We may not be as outstanding as compared to our seniors, but what we can at least aim for is to have an outstanding attitude from now on.
To my batchmates:
Like I said, what we went through is the past. The least we can do is make it all end well. A good ending would make up for all that in past right? We may not be enjoying what we are doing, but I'm sure all of us stil want to do well in what we are doing. I wouldn't want to graduate, leaving CO without a GWH. I think none of you would want that to happen too right?
Erhus: We will help each other and do what we can. Even when people don't move, we will move.
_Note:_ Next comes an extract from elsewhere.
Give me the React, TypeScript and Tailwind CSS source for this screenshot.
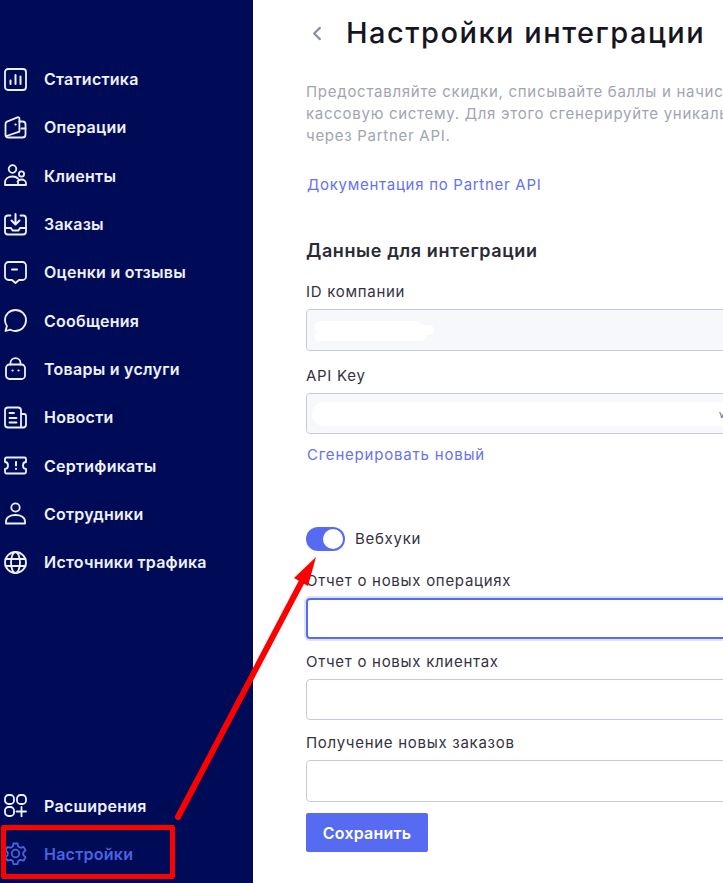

When others move, we will move along too.
Gaohus and Zhonghus: You were granted a place in syf without being auditioned I think. Do treasure this special treatment and prac with us. Show us that we all worthy and do what we are supposed to.
To my juniors:
I don't know how you think of me. I don't know how you think of us. It's too late to know and that doesn't matter.
If you think it is rightfully yours that you are in SYF, then do know that it is rightfully your duty to put effort into it. It isn't the most pleasant thing to keep hearing 'walao' whenever there's pracs.
If you do want GWH, work for it. It's part of your duty too.
Yes. CCA is going to take up so much time. We would have problems struggling with everything. I wouldn't mind coming because I know we need it. However, I would not want to attend useless, ineffective sectionals and it is up to each and individual to make sure the sectionals are not useless and ineffective. If only leaders truely become leaders and command our respect and attention and show by example, and members work and cooperate, I do want to believe that within these 3 short weeks (not counting the camp week) a miracle can happen. We will create this miracle if we want to.
There are too many thoughts in my mind now, which explains for this inchorerent post. If you get me, good =) If you don't (and probably think I am putting up a show), then you do not know me at all and you don't seem to know that people grow and change.